By ALEXANDER STEVENS | March 10, 2000 |
Metrowest Daily News | (thanks Bin!)
CNC STAFF WRITER
BOSTON -- Tame -- it's not a word you'd normally associate with the guy named Eddie Izzard, the stand-up comic with a taste for cross-dressing. He built his reputation with a string of well-received one-man shows before finding breakout success with "Dressed to Kill," a record-setting show that won rave reviews in England and the United States, before the 1999 HBO version of the show turned him into the hot new comic hero of the hip.
In some ways, the crowd that showed up to see him on the opening night of his seven-night stint (through Sunday) at the 57 Theatre was more raucous than Izzard, hooting and hollering as the comic-actor slowly swaggered onto the stage with a hippy saunter that befits this man who's worn more than his share of dresses. The first difference between Eddie old and new: he's no longer dressed in drag. Indeed, he's sporting a goatee, frosted locks, black stretch pants and a wide collar black top that makes him look like he's playing the Melancholy Dane in an S&M version of "Hamlet."
So it's a bit surprising when the best bits of his new show, "Circle," center on rather tame material like Darth Vadar in a cafeteria line, and his musings on why seals are so capable with beach balls -- after all, he points out, you never see a tiger with a banjo.
Silly stuff. But those two bits are laugh-out-loud funny. Still, the fact is that you're likely to spend most of Izzard's two-hour show with a smile on your face. He's amusing from start to finish, but only diehard Izzard fans are likely to suffer stomach cramps from laughing.
With hardly a single "joke" in his repertoire, Izzard is distinctly British, downright Monty Pythonesque when he dives into a silly/funny bit about Jesus trying to explain to God his decision to tell the mortals that wine is his blood.

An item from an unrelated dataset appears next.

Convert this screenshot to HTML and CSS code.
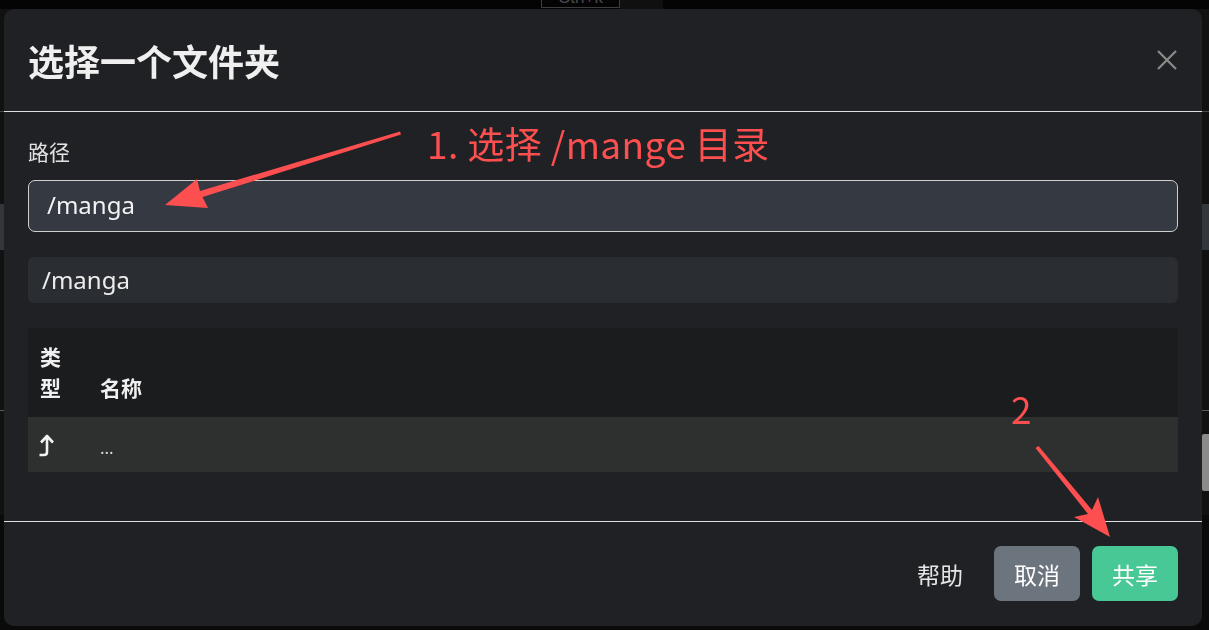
FILE: index.html
```html
<!DOCTYPE html>
<html lang="zh-CN">
<head>
<meta charset="utf-8">
<title>选择一个文件夹</title>
<link rel="stylesheet" href="styles.css">
</head>
<body>
<div class="page">
  <div class="topbar">
    <kbd class="kbd">Ctrl+k</kbd>
    <span class="topblock"></span>
  </div>
  <div class="page-main">
    <div class="pm-a"></div>
    <div class="pm-line"></div>
    <div class="pm-b"></div>
    <div class="pm-block"></div>
    <div class="pm-c"></div>
    <div class="pm-line light"></div>
    <div class="pm-d"><span class="thumb"></span></div>
  </div>
</div>

<div class="modal" role="dialog">
  <div class="modal-header">
    <h2 class="modal-title">选择一个文件夹</h2>
    <button class="close" aria-label="关闭">
      <svg width="20" height="20" viewBox="0 0 20 20"><path d="M1 1L19 19M19 1L1 19" stroke="#8b8b8b" stroke-width="2.2" fill="none"/></svg>
    </button>
  </div>
  <div class="modal-body">
    <label class="label">路径</label>
    <div class="input">/manga</div>
    <div class="path">/manga</div>
    <table class="table">
      <colgroup><col class="c1"><col></colgroup>
      <thead>
        <tr><th>类型</th><th>名称</th></tr>
      </thead>
      <tbody>
        <tr>
          <td>
            <svg class="up" width="17" height="24" viewBox="0 0 17 24"><path d="M3 9.5L9 3L15 9.5M9 3.5V19Q9 22 6 22H1.5" stroke="#f2f2f2" stroke-width="2.6" fill="none" stroke-linejoin="round"/></svg>
          </td>
          <td class="dots">...</td>
        </tr>
      </tbody>
    </table>
  </div>
  <div class="modal-footer">
    <button class="btn btn-link">帮助</button>
    <button class="btn btn-secondary">取消</button>
    <button class="btn btn-success">共享</button>
  </div>
</div>

<div class="annot">
  <svg class="arrows" width="1209" height="630" viewBox="0 0 1209 630">
    <polygon fill="#fd4f4f" points="400,131.5 200,191 197,179 165,205 208,208 202.5,197 401,134.5"/>
    <polygon fill="#fd4f4f" points="1035.5,448 1088,514 1074,517 1110,537 1098,497 1092,510 1038.5,446"/>
  </svg>
  <div class="note note1">1. 选择 /mange 目录</div>
  <div class="note note2">2</div>
</div>
</body>
</html>
```

FILE: styles.css
```css
* { box-sizing: border-box; }
html, body { margin: 0; padding: 0; }
body {
  width: 1209px;
  height: 630px;
  overflow: hidden;
  background: #0a0a0a;
  font-family: "Noto Sans", "Noto Sans CJK SC", sans-serif;
  color: #e9e9e9;
}

/* background page, dimmed behind the dialog */
.page { width: 1209px; }
.topbar {
  height: 9px;
  background: #040404;
  overflow: hidden;
  display: flex;
}
.kbd {
  margin-left: 541px;
  margin-top: -13px;
  width: 79px;
  height: 21px;
  border: 1px solid #3d3d3d;
  color: #4a4a4a;
  font-family: "Liberation Sans", sans-serif;
  font-size: 17px;
  line-height: 19px;
  text-align: center;
}
.topblock {
  width: 43px;
  height: 9px;
  background: #101010;
}
.page-main {
  background: #111111;
  height: 506px;
}
.pm-a { height: 102px; }
.pm-line { height: 1px; background: #4a4a4a; }
.pm-line.light { background: #5a5a5a; }
.pm-b { height: 92px; }
.pm-block { height: 46px; background: #33373c; }
.pm-c { height: 160px; }
.pm-d {
  height: 103px;
  display: flex;
  justify-content: flex-end;
  align-items: flex-start;
}
.thumb {
  width: 7px;
  height: 57px;
  margin-top: 23px;
  background: #8a8a8a;
  border-radius: 2px 0 0 2px;
}

/* dialog */
.modal {
  position: fixed;
  left: 4px;
  top: 9px;
  width: 1198px;
  height: 617px;
  background: #202124;
  border-radius: 10px;
  display: flex;
  flex-direction: column;
  overflow: hidden;
}
.modal-header {
  height: 103px;
  border-bottom: 1px solid #dedede;
  display: flex;
  align-items: center;
  justify-content: space-between;
  padding: 0 25px 0 24px;
  flex: none;
}
.modal-title {
  margin: 0;
  font-family: "Noto Sans CJK SC", sans-serif;
  font-size: 36px;
  font-weight: 700;
  color: #efefef;
  line-height: 40px;
  padding-bottom: 1px;
}
.close {
  background: none;
  border: 0;
  padding: 0;
  width: 20px;
  height: 20px;
  display: flex;
}

.modal-body {
  flex: 1;
  padding: 24px 24px 0;
}
.label {
  display: block;
  font-family: "Noto Sans CJK SC", sans-serif;
  font-size: 21px;
  line-height: 30px;
  color: #e2e2e2;
  margin-bottom: 14px;
}
.input {
  height: 52px;
  border: 1px solid #cfcfcf;
  border-radius: 7px;
  background: #343942;
  color: #f3f3f3;
  font-size: 24px;
  line-height: 48px;
  padding: 0 18px;
  margin-bottom: 25px;
}
.path {
  height: 46px;
  border-radius: 6px;
  background: #2a2d32;
  color: #ededed;
  font-size: 24px;
  line-height: 45px;
  padding: 0 14px;
  margin-bottom: 25px;
}
.table {
  width: 100%;
  border-collapse: collapse;
  table-layout: fixed;
}
.table col.c1 { width: 60px; }
.table thead tr { background: #1b1c1e; }
.table th {
  font-family: "Noto Sans CJK SC", sans-serif;
  font-size: 21px;
  font-weight: 700;
  line-height: 31px;
  color: #f0f0f0;
  text-align: left;
  vertical-align: bottom;
  padding: 13px 12px 14px;
}
.table tbody tr { background: #2e302f; }
.table td {
  height: 55px;
  padding: 0 12px;
  vertical-align: middle;
}
.up { display: block; margin-left: -2px; }
.dots {
  font-size: 17px;
  color: #dcdcdc;
  padding-top: 6px !important;
}

.modal-footer {
  flex: none;
  height: 105px;
  border-top: 1px solid #dedede;
  display: flex;
  justify-content: flex-end;
  align-items: center;
  gap: 12px;
  padding: 0 24px 1px;
}
.btn {
  height: 55px;
  border: 0;
  border-radius: 7px;
  padding: 0 20px;
  font-family: "Noto Sans CJK SC", sans-serif;
  font-size: 23px;
  color: #ffffff;
  background: none;
}
.btn-link { color: #e6e6e6; padding: 0 19px; }
.btn-secondary { background: #6c757d; }
.btn-success { background: #48c894; }

/* screenshot annotations */
.annot {
  position: absolute;
  left: 0;
  top: 0;
  width: 1209px;
  height: 630px;
  pointer-events: none;
}
.arrows { position: absolute; left: 0; top: 0; }
.note {
  position: absolute;
  font-family: "Noto Sans CJK SC", sans-serif;
  font-size: 37px;
  line-height: 37px;
  color: #fd4f4f;
  white-space: nowrap;
}
.note1 { left: 427px; top: 125px; letter-spacing: 0.4px; }
.note2 { left: 1011px; top: 390px; }
```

What are you trying to do, Izzard's God asks Jesus, turn them all into vampires?
His sense of humor will be a bit foreign to the uninitiated, those of us who have been brain-washed with the joke-based sense of humor that permeates television and movies these days. "Circle" seems destined to satisfy his current fans without necessarily winning over any new ones. Eddie Izzard is an acquired taste.